- WORK REQUIRED
Please print all of the material below, word for word.
· · · · · · ·
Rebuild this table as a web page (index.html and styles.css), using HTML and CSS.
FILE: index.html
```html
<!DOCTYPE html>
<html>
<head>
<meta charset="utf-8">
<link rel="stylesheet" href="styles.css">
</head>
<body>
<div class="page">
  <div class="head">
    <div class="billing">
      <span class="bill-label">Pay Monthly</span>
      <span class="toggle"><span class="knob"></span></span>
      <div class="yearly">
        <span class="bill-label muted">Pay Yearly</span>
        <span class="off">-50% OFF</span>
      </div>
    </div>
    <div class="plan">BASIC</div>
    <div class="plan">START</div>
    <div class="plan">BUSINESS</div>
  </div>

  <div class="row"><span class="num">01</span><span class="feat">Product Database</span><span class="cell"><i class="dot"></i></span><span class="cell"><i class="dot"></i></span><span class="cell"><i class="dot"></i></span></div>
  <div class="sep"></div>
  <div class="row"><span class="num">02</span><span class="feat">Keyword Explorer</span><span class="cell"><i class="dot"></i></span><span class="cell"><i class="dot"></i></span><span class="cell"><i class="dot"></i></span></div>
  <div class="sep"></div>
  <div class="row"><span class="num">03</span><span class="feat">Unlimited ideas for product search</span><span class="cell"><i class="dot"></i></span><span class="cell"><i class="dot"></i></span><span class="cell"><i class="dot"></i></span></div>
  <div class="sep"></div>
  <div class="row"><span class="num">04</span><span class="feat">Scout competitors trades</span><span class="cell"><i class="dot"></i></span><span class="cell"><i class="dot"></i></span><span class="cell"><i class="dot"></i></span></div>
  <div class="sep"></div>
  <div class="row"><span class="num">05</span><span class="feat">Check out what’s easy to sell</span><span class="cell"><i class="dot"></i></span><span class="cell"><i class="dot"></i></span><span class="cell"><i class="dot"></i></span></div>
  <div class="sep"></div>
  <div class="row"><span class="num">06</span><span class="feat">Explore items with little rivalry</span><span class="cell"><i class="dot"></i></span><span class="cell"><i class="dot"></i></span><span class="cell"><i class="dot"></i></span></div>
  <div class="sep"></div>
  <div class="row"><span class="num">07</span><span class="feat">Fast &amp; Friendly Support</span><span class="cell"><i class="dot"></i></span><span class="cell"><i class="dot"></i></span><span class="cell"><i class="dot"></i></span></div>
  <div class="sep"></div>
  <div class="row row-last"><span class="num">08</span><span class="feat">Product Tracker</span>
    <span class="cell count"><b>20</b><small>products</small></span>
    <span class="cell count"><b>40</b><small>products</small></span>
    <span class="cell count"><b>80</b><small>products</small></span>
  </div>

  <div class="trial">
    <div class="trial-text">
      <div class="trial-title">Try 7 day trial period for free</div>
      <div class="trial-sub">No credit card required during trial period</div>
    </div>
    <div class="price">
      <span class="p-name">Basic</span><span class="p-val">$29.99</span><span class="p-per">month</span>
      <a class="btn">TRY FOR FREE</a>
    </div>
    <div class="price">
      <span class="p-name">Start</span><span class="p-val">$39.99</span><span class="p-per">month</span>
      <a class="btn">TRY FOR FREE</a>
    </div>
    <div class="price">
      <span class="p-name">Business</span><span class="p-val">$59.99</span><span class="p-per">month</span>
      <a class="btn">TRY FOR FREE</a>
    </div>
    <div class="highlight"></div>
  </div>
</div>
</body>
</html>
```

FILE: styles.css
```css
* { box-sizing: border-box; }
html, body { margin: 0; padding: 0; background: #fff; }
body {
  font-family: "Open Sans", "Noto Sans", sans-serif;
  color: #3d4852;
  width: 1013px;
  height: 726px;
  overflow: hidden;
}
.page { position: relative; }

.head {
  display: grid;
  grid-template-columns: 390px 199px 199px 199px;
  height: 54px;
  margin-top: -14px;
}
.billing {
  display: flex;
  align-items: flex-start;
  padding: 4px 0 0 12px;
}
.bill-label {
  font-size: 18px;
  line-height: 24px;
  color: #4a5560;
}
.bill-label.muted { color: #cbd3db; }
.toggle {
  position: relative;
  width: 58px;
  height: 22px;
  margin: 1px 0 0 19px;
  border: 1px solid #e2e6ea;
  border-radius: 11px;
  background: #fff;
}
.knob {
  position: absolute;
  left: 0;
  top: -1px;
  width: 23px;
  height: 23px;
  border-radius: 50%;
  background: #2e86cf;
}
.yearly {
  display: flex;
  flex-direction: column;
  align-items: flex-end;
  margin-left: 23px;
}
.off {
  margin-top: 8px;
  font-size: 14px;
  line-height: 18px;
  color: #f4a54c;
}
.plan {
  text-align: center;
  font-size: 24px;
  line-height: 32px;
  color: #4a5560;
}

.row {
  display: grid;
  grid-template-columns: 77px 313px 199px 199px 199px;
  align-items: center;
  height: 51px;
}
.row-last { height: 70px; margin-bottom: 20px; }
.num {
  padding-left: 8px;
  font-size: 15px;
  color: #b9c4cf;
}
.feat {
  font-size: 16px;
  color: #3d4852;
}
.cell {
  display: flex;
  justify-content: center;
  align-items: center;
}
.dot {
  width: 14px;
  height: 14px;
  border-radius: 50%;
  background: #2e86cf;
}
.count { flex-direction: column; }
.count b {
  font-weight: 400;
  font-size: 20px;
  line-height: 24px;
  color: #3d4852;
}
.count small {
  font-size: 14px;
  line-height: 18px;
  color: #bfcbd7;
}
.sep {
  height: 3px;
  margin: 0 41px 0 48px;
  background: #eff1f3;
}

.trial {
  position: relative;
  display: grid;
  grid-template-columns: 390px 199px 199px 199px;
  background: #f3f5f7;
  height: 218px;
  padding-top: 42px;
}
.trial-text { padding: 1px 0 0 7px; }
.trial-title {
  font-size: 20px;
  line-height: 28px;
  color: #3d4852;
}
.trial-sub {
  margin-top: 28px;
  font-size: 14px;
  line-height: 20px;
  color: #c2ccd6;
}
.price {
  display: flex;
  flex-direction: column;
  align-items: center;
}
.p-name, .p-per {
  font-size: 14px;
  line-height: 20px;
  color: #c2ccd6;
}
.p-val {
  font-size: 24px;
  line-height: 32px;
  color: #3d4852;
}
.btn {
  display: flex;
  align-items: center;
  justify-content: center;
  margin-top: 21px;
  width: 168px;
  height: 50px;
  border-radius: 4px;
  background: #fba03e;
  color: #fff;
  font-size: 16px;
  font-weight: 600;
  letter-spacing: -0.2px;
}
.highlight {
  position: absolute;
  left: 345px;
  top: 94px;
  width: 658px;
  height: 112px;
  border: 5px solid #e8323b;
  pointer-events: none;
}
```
· · · · · · ·
- ANSWER FOR THIS EXERCISE
Rebuild this table as a web page (index.html and styles.css), using HTML and CSS.
FILE: index.html
```html
<!DOCTYPE html>
<html>
<head>
<meta charset="utf-8">
<link rel="stylesheet" href="styles.css">
</head>
<body>
<div class="page">
  <div class="head">
    <div class="billing">
      <span class="bill-label">Pay Monthly</span>
      <span class="toggle"><span class="knob"></span></span>
      <div class="yearly">
        <span class="bill-label muted">Pay Yearly</span>
        <span class="off">-50% OFF</span>
      </div>
    </div>
    <div class="plan">BASIC</div>
    <div class="plan">START</div>
    <div class="plan">BUSINESS</div>
  </div>

  <div class="row"><span class="num">01</span><span class="feat">Product Database</span><span class="cell"><i class="dot"></i></span><span class="cell"><i class="dot"></i></span><span class="cell"><i class="dot"></i></span></div>
  <div class="sep"></div>
  <div class="row"><span class="num">02</span><span class="feat">Keyword Explorer</span><span class="cell"><i class="dot"></i></span><span class="cell"><i class="dot"></i></span><span class="cell"><i class="dot"></i></span></div>
  <div class="sep"></div>
  <div class="row"><span class="num">03</span><span class="feat">Unlimited ideas for product search</span><span class="cell"><i class="dot"></i></span><span class="cell"><i class="dot"></i></span><span class="cell"><i class="dot"></i></span></div>
  <div class="sep"></div>
  <div class="row"><span class="num">04</span><span class="feat">Scout competitors trades</span><span class="cell"><i class="dot"></i></span><span class="cell"><i class="dot"></i></span><span class="cell"><i class="dot"></i></span></div>
  <div class="sep"></div>
  <div class="row"><span class="num">05</span><span class="feat">Check out what’s easy to sell</span><span class="cell"><i class="dot"></i></span><span class="cell"><i class="dot"></i></span><span class="cell"><i class="dot"></i></span></div>
  <div class="sep"></div>
  <div class="row"><span class="num">06</span><span class="feat">Explore items with little rivalry</span><span class="cell"><i class="dot"></i></span><span class="cell"><i class="dot"></i></span><span class="cell"><i class="dot"></i></span></div>
  <div class="sep"></div>
  <div class="row"><span class="num">07</span><span class="feat">Fast &amp; Friendly Support</span><span class="cell"><i class="dot"></i></span><span class="cell"><i class="dot"></i></span><span class="cell"><i class="dot"></i></span></div>
  <div class="sep"></div>
  <div class="row row-last"><span class="num">08</span><span class="feat">Product Tracker</span>
    <span class="cell count"><b>20</b><small>products</small></span>
    <span class="cell count"><b>40</b><small>products</small></span>
    <span class="cell count"><b>80</b><small>products</small></span>
  </div>

  <div class="trial">
    <div class="trial-text">
      <div class="trial-title">Try 7 day trial period for free</div>
      <div class="trial-sub">No credit card required during trial period</div>
    </div>
    <div class="price">
      <span class="p-name">Basic</span><span class="p-val">$29.99</span><span class="p-per">month</span>
      <a class="btn">TRY FOR FREE</a>
    </div>
    <div class="price">
      <span class="p-name">Start</span><span class="p-val">$39.99</span><span class="p-per">month</span>
      <a class="btn">TRY FOR FREE</a>
    </div>
    <div class="price">
      <span class="p-name">Business</span><span class="p-val">$59.99</span><span class="p-per">month</span>
      <a class="btn">TRY FOR FREE</a>
    </div>
    <div class="highlight"></div>
  </div>
</div>
</body>
</html>
```

FILE: styles.css
```css
* { box-sizing: border-box; }
html, body { margin: 0; padding: 0; background: #fff; }
body {
  font-family: "Open Sans", "Noto Sans", sans-serif;
  color: #3d4852;
  width: 1013px;
  height: 726px;
  overflow: hidden;
}
.page { position: relative; }

.head {
  display: grid;
  grid-template-columns: 390px 199px 199px 199px;
  height: 54px;
  margin-top: -14px;
}
.billing {
  display: flex;
  align-items: flex-start;
  padding: 4px 0 0 12px;
}
.bill-label {
  font-size: 18px;
  line-height: 24px;
  color: #4a5560;
}
.bill-label.muted { color: #cbd3db; }
.toggle {
  position: relative;
  width: 58px;
  height: 22px;
  margin: 1px 0 0 19px;
  border: 1px solid #e2e6ea;
  border-radius: 11px;
  background: #fff;
}
.knob {
  position: absolute;
  left: 0;
  top: -1px;
  width: 23px;
  height: 23px;
  border-radius: 50%;
  background: #2e86cf;
}
.yearly {
  display: flex;
  flex-direction: column;
  align-items: flex-end;
  margin-left: 23px;
}
.off {
  margin-top: 8px;
  font-size: 14px;
  line-height: 18px;
  color: #f4a54c;
}
.plan {
  text-align: center;
  font-size: 24px;
  line-height: 32px;
  color: #4a5560;
}

.row {
  display: grid;
  grid-template-columns: 77px 313px 199px 199px 199px;
  align-items: center;
  height: 51px;
}
.row-last { height: 70px; margin-bottom: 20px; }
.num {
  padding-left: 8px;
  font-size: 15px;
  color: #b9c4cf;
}
.feat {
  font-size: 16px;
  color: #3d4852;
}
.cell {
  display: flex;
  justify-content: center;
  align-items: center;
}
.dot {
  width: 14px;
  height: 14px;
  border-radius: 50%;
  background: #2e86cf;
}
.count { flex-direction: column; }
.count b {
  font-weight: 400;
  font-size: 20px;
  line-height: 24px;
  color: #3d4852;
}
.count small {
  font-size: 14px;
  line-height: 18px;
  color: #bfcbd7;
}
.sep {
  height: 3px;
  margin: 0 41px 0 48px;
  background: #eff1f3;
}

.trial {
  position: relative;
  display: grid;
  grid-template-columns: 390px 199px 199px 199px;
  background: #f3f5f7;
  height: 218px;
  padding-top: 42px;
}
.trial-text { padding: 1px 0 0 7px; }
.trial-title {
  font-size: 20px;
  line-height: 28px;
  color: #3d4852;
}
.trial-sub {
  margin-top: 28px;
  font-size: 14px;
  line-height: 20px;
  color: #c2ccd6;
}
.price {
  display: flex;
  flex-direction: column;
  align-items: center;
}
.p-name, .p-per {
  font-size: 14px;
  line-height: 20px;
  color: #c2ccd6;
}
.p-val {
  font-size: 24px;
  line-height: 32px;
  color: #3d4852;
}
.btn {
  display: flex;
  align-items: center;
  justify-content: center;
  margin-top: 21px;
  width: 168px;
  height: 50px;
  border-radius: 4px;
  background: #fba03e;
  color: #fff;
  font-size: 16px;
  font-weight: 600;
  letter-spacing: -0.2px;
}
.highlight {
  position: absolute;
  left: 345px;
  top: 94px;
  width: 658px;
  height: 112px;
  border: 5px solid #e8323b;
  pointer-events: none;
}
```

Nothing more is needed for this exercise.